Musical comedy Schmigadoon’s return argues streamers should embrace the niche

We’re all drowning in content—so it’s time to highlight the best. In her column published every Friday, critic Clarisse Loughrey recommends a new show to watch. This week: Apple TV+’s Schmigadoon, starring Cecily Strong and Keegan-Michael Key and returning for another winning season parodying musicals.

Schmigadoon technically shouldn’t work. How much can a musical-comedy series—one that relies heavily on audiences recognising snippets of Rodgers and Hammerstein or certain Bob Fosse hand positions—sustain itself for not one, but two seasons in the wild wild west of streaming?

Created by Cinco Paul and Ken Daurio, Schmigadoon came with the most unusual of premises. A couple, Melissa (Cecily Strong) and Josh (Keegan-Michael Key), are at a romantic impasse. While out on a hike, as part of a couples’ healing retreat, the pair stumble right into the middle of a well-dressed and well-choreographed Golden Age musical—drawing from the likes of Brigadoon, The Music Man, Seven Brides for Seven Brothers, and Oklahoma!. It’s dreamy.

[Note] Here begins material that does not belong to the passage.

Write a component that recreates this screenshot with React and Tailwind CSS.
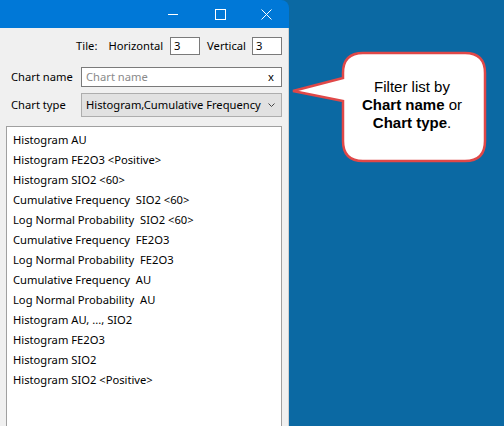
import React from "react";

const items = [
  "Histogram AU",
  "Histogram FE2O3 <Positive>",
  "Histogram SIO2 <60>",
  "Cumulative Frequency\u00a0 SIO2 <60>",
  "Log Normal Probability\u00a0 SIO2 <60>",
  "Cumulative Frequency\u00a0 FE2O3",
  "Log Normal Probability\u00a0 FE2O3",
  "Cumulative Frequency\u00a0 AU",
  "Log Normal Probability\u00a0 AU",
  "Histogram AU, ..., SIO2",
  "Histogram FE2O3",
  "Histogram SIO2",
  "Histogram SIO2 <Positive>",
];

export default function App() {
  return (
    <div className="relative w-[504px] h-[426px] overflow-hidden bg-[#0b69a3]" style={{ fontFamily: '"Noto Sans", "Segoe UI", sans-serif' }}>
      <div className="w-[289px] h-[426px] flex flex-col">
        <div className="h-[28px] bg-[#0078d7] rounded-tr-[8px] flex justify-end items-center pr-[17px] shrink-0">
          <svg width="10" height="10" viewBox="0 0 10 10" className="mr-[37px]">
            <path d="M0 5.5H10" stroke="white" strokeWidth="1" />
          </svg>
          <svg width="11" height="11" viewBox="0 0 11 11" className="mr-[35px]">
            <rect x="0.5" y="0.5" width="10" height="10" fill="none" stroke="white" strokeWidth="1" />
          </svg>
          <svg width="11" height="11" viewBox="0 0 11 11">
            <path d="M0.5 0.5L10.5 10.5M10.5 0.5L0.5 10.5" stroke="white" strokeWidth="1" />
          </svg>
        </div>
        <div className="flex-1 bg-[#f0f0f0] flex flex-col pl-[6px] pr-[6px] text-[11.2px] text-black border-r border-[#d0d0d0]">
          <div className="flex justify-end items-center mt-[9px] h-[18px]">
            <span className="mr-[11px]">Tile:</span>
            <span className="mr-[7px]">Horizontal</span>
            <div className="w-[30px] h-[18px] bg-white border border-[#7a7a7a] pl-[3px] leading-[16px] mr-[7px]">3</div>
            <span className="mr-[6px]">Vertical</span>
            <div className="w-[30px] h-[18px] bg-white border border-[#7a7a7a] pl-[3px] leading-[16px]">3</div>
          </div>
          <div className="flex items-center mt-[12px] h-[20px]">
            <span className="w-[75px] pl-[5px] whitespace-nowrap">Chart name</span>
            <div className="flex-1 h-[20px] bg-white border border-[#7a7a7a] flex items-center pl-[4px] pr-[7px]">
              <span className="flex-1 text-[#8a8a8a]">Chart name</span>
              <span>x</span>
            </div>
          </div>
          <div className="flex items-center mt-[6px] h-[24px]">
            <span className="w-[75px] pl-[5px] whitespace-nowrap">Chart type</span>
            <div className="flex-1 h-[24px] bg-[#e1e1e1] border border-[#adadad] flex items-center pl-[4px] pr-[6px]">
              <span className="flex-1 whitespace-nowrap">Histogram,Cumulative Frequency</span>
              <svg width="7" height="4" viewBox="0 0 7 4">
                <path d="M0.5 0.5L3.5 3.5L6.5 0.5" fill="none" stroke="#444" strokeWidth="1" />
              </svg>
            </div>
          </div>
          <div className="mt-[9px] flex-1 bg-white border border-[#a0a0a0] border-b-0 pt-[3px] pl-[6px] leading-[20px]">
            {items.map((t) => (
              <div key={t} className="whitespace-pre">{t}</div>
            ))}
          </div>
        </div>
      </div>
      <svg className="absolute left-0 top-0" width="504" height="426" viewBox="0 0 504 426">
        <path
          d="M363 53 H465 Q485 53 485 73 V141 Q485 161 465 161 H363 Q343 161 343 141 V101 L293 91 L343 78 V73 Q343 53 363 53 Z"
          fill="white"
          stroke="#e04848"
          strokeWidth="2.5"
          strokeLinejoin="miter"
        />
      </svg>
      <div className="absolute left-[341px] top-[78px] w-[142px] text-center text-[15px] leading-[18px] text-black" style={{ fontFamily: '"Liberation Sans", Arial, sans-serif' }}>
        <div>Filter list by</div>
        <div><b>Chart name</b> or</div>
        <div><b>Chart type</b>.</div>
      </div>
    </div>
  );
}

But it’s also not real life—and it forces Melissa and Josh to reconsider the meaning of true love.

The guarded attitude of all these streaming giants—Schmigadoon’s home over at Apple TV+ among them—means that there’s no real way of knowing how successful the series has actually been. All we know is that its audience justified a season two, while a season three remains entirely up in the air.

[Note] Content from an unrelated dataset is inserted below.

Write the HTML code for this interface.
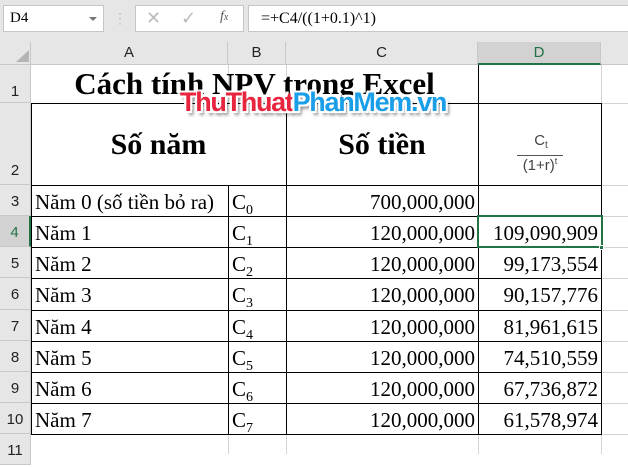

That said, I think Schmigadoon’s renewal is a healthy argument for why streamers shouldn’t be afraid to embrace the niche. Not every show has to tackle the universality of trauma or family bonds. Sometimes a show really can just be about the kind of wild excuses for rhyming that Stephen Sondheim got away with over the course of his career.

The series isn’t entirely impenetrable. There’s a careful tonal balance achieved through its central couple—Melissa (Cecily Strong) craves neatness and control, both in her life and in her musicals. That made her the go-to expert last season, when it was all courtships and petticoats. But, this time around, she’s out of her depth. When the toils of daily life mean Melissa and Josh once more dream of a musical escape, their attempt to return to Schmigadoon instead lands them in Schmicago—a reflection of the changing musical landscape of the 60s and 70s, too dark for Melissa but mainstream enough to be recognised by Josh. And so there’s always a chance for one to explain what’s going on to the other. While Broadway regulars and reformed Gleeks will get the most out of the experience, it’s still fun for the less acquainted.

Schmicago, as the show semi-retitles itself, isn’t as tonally consistent as its predecessor—that makes sense, since any journey through the history of musical theatre would need to accommodate for the whole variety of ways the medium revolutionised itself. On the one hand, there are the vampy worlds of Chicago, Cabaret, and Sweet Charity—complete with a Sally Bowles-esque Dove Cameron and a Billy Flynn-esque Jane Krakowski. This section comes with one of the best songs, which parodies their sexiness with lines like “there’s no norm we won’t transgress / I’m into boys and girls, does that just blow your mind!” Cut to Josh and Melissa half-heartedly shrugging.

Then there’s the hippie spirituality of Hair, Jesus Christ Superstar and, to some extent, Pippin, as captured by Topher (Aaron Tveit, one of Broadway’s most underrated performers) and his “tribe”. And, lastly, historical misery collides in a Miss Hannigan-meets-Sweeney Todd mash-up featuring Alan Cumming and Kristin Chenoweth. All of it is held together by one of the staples of the era, the fourth-wall breaking narrator (Tituss Burgess, born for this kind of role).

The parodies here feel more specific and instantly recognisable, and although the series occasionally gets muddled in its attempts to tie up all these disparate knots. But it’s still impressive how well it can swing from Ariana DeBose giving Schmigadoon‘s Emcee to Ariana DeBose giving Dreamgirls. And this is the thing about Schmigadoon—if nothing about this sounds appealing, then that’s fine. Because it was absolutely for me.